--- Dataset entries ---
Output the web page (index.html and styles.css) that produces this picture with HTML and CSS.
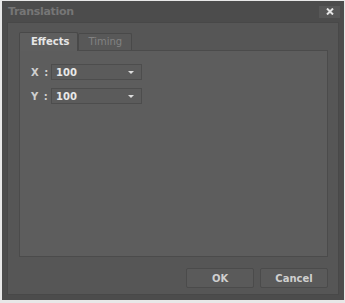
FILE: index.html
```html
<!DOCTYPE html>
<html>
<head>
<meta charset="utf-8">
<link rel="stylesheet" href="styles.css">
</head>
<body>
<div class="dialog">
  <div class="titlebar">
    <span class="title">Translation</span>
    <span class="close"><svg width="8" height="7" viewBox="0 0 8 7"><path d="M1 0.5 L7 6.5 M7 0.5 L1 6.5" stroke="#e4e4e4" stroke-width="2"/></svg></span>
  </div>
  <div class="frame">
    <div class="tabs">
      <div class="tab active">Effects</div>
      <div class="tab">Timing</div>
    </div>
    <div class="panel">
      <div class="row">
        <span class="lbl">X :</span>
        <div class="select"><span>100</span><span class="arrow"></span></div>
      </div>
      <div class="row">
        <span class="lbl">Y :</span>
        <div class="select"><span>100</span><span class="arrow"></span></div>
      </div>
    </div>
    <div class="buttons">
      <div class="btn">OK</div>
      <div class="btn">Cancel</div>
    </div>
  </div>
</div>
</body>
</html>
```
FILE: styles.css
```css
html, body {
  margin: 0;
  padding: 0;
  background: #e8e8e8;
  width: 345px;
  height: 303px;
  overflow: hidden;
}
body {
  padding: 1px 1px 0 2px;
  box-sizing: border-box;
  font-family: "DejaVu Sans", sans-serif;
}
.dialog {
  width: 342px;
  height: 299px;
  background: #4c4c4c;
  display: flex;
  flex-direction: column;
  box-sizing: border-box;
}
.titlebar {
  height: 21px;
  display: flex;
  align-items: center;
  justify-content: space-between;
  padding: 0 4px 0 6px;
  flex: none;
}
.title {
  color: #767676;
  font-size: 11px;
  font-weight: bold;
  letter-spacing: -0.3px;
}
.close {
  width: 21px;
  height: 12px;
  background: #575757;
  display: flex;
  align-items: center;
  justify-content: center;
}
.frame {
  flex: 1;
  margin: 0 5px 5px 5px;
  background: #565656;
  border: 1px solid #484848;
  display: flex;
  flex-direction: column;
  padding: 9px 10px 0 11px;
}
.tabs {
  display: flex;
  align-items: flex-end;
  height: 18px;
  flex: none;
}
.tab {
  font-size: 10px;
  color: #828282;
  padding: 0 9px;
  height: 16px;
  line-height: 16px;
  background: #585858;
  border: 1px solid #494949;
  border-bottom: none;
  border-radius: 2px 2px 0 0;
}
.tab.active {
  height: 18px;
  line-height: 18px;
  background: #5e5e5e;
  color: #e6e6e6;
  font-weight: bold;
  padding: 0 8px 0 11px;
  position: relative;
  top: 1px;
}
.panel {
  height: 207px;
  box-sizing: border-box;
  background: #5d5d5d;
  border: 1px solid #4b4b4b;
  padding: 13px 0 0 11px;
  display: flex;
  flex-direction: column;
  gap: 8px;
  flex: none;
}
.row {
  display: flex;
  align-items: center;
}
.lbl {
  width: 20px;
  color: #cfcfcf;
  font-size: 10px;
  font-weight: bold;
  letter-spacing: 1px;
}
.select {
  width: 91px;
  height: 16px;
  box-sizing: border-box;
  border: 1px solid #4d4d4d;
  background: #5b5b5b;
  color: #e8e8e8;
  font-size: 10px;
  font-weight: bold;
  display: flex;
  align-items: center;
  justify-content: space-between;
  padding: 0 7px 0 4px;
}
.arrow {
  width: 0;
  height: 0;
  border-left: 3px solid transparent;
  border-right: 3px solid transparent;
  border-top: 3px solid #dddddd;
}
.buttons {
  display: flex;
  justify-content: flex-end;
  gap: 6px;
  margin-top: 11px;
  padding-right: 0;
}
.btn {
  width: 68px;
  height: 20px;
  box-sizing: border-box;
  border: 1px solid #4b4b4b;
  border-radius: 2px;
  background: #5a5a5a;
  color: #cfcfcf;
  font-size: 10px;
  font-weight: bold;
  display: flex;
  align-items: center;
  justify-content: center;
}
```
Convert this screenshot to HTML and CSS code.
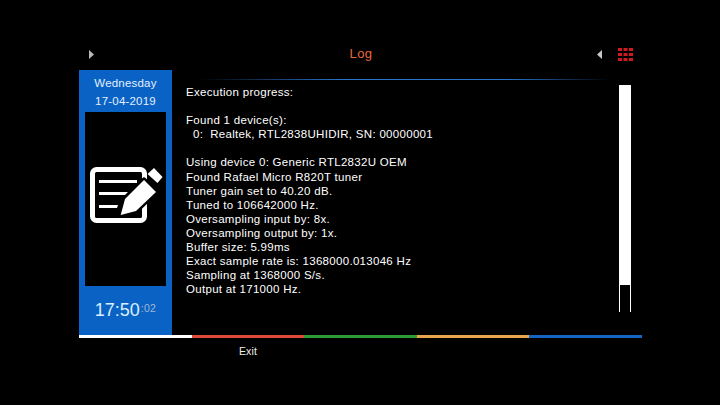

--- Problem to solve ---
Leave out the pictures and reproduce the rest of the listing exactly.

--- Correct output ---
Output the web page (index.html and styles.css) that produces this picture with HTML and CSS.
FILE: index.html
```html
<!DOCTYPE html>
<html>
<head>
<meta charset="utf-8">
<link rel="stylesheet" href="styles.css">
</head>
<body>
<div class="dialog">
  <div class="titlebar">
    <span class="title">Translation</span>
    <span class="close"><svg width="8" height="7" viewBox="0 0 8 7"><path d="M1 0.5 L7 6.5 M7 0.5 L1 6.5" stroke="#e4e4e4" stroke-width="2"/></svg></span>
  </div>
  <div class="frame">
    <div class="tabs">
      <div class="tab active">Effects</div>
      <div class="tab">Timing</div>
    </div>
    <div class="panel">
      <div class="row">
        <span class="lbl">X :</span>
        <div class="select"><span>100</span><span class="arrow"></span></div>
      </div>
      <div class="row">
        <span class="lbl">Y :</span>
        <div class="select"><span>100</span><span class="arrow"></span></div>
      </div>
    </div>
    <div class="buttons">
      <div class="btn">OK</div>
      <div class="btn">Cancel</div>
    </div>
  </div>
</div>
</body>
</html>
```
FILE: styles.css
```css
html, body {
  margin: 0;
  padding: 0;
  background: #e8e8e8;
  width: 345px;
  height: 303px;
  overflow: hidden;
}
body {
  padding: 1px 1px 0 2px;
  box-sizing: border-box;
  font-family: "DejaVu Sans", sans-serif;
}
.dialog {
  width: 342px;
  height: 299px;
  background: #4c4c4c;
  display: flex;
  flex-direction: column;
  box-sizing: border-box;
}
.titlebar {
  height: 21px;
  display: flex;
  align-items: center;
  justify-content: space-between;
  padding: 0 4px 0 6px;
  flex: none;
}
.title {
  color: #767676;
  font-size: 11px;
  font-weight: bold;
  letter-spacing: -0.3px;
}
.close {
  width: 21px;
  height: 12px;
  background: #575757;
  display: flex;
  align-items: center;
  justify-content: center;
}
.frame {
  flex: 1;
  margin: 0 5px 5px 5px;
  background: #565656;
  border: 1px solid #484848;
  display: flex;
  flex-direction: column;
  padding: 9px 10px 0 11px;
}
.tabs {
  display: flex;
  align-items: flex-end;
  height: 18px;
  flex: none;
}
.tab {
  font-size: 10px;
  color: #828282;
  padding: 0 9px;
  height: 16px;
  line-height: 16px;
  background: #585858;
  border: 1px solid #494949;
  border-bottom: none;
  border-radius: 2px 2px 0 0;
}
.tab.active {
  height: 18px;
  line-height: 18px;
  background: #5e5e5e;
  color: #e6e6e6;
  font-weight: bold;
  padding: 0 8px 0 11px;
  position: relative;
  top: 1px;
}
.panel {
  height: 207px;
  box-sizing: border-box;
  background: #5d5d5d;
  border: 1px solid #4b4b4b;
  padding: 13px 0 0 11px;
  display: flex;
  flex-direction: column;
  gap: 8px;
  flex: none;
}
.row {
  display: flex;
  align-items: center;
}
.lbl {
  width: 20px;
  color: #cfcfcf;
  font-size: 10px;
  font-weight: bold;
  letter-spacing: 1px;
}
.select {
  width: 91px;
  height: 16px;
  box-sizing: border-box;
  border: 1px solid #4d4d4d;
  background: #5b5b5b;
  color: #e8e8e8;
  font-size: 10px;
  font-weight: bold;
  display: flex;
  align-items: center;
  justify-content: space-between;
  padding: 0 7px 0 4px;
}
.arrow {
  width: 0;
  height: 0;
  border-left: 3px solid transparent;
  border-right: 3px solid transparent;
  border-top: 3px solid #dddddd;
}
.buttons {
  display: flex;
  justify-content: flex-end;
  gap: 6px;
  margin-top: 11px;
  padding-right: 0;
}
.btn {
  width: 68px;
  height: 20px;
  box-sizing: border-box;
  border: 1px solid #4b4b4b;
  border-radius: 2px;
  background: #5a5a5a;
  color: #cfcfcf;
  font-size: 10px;
  font-weight: bold;
  display: flex;
  align-items: center;
  justify-content: center;
}
```
Convert this screenshot to HTML and CSS code.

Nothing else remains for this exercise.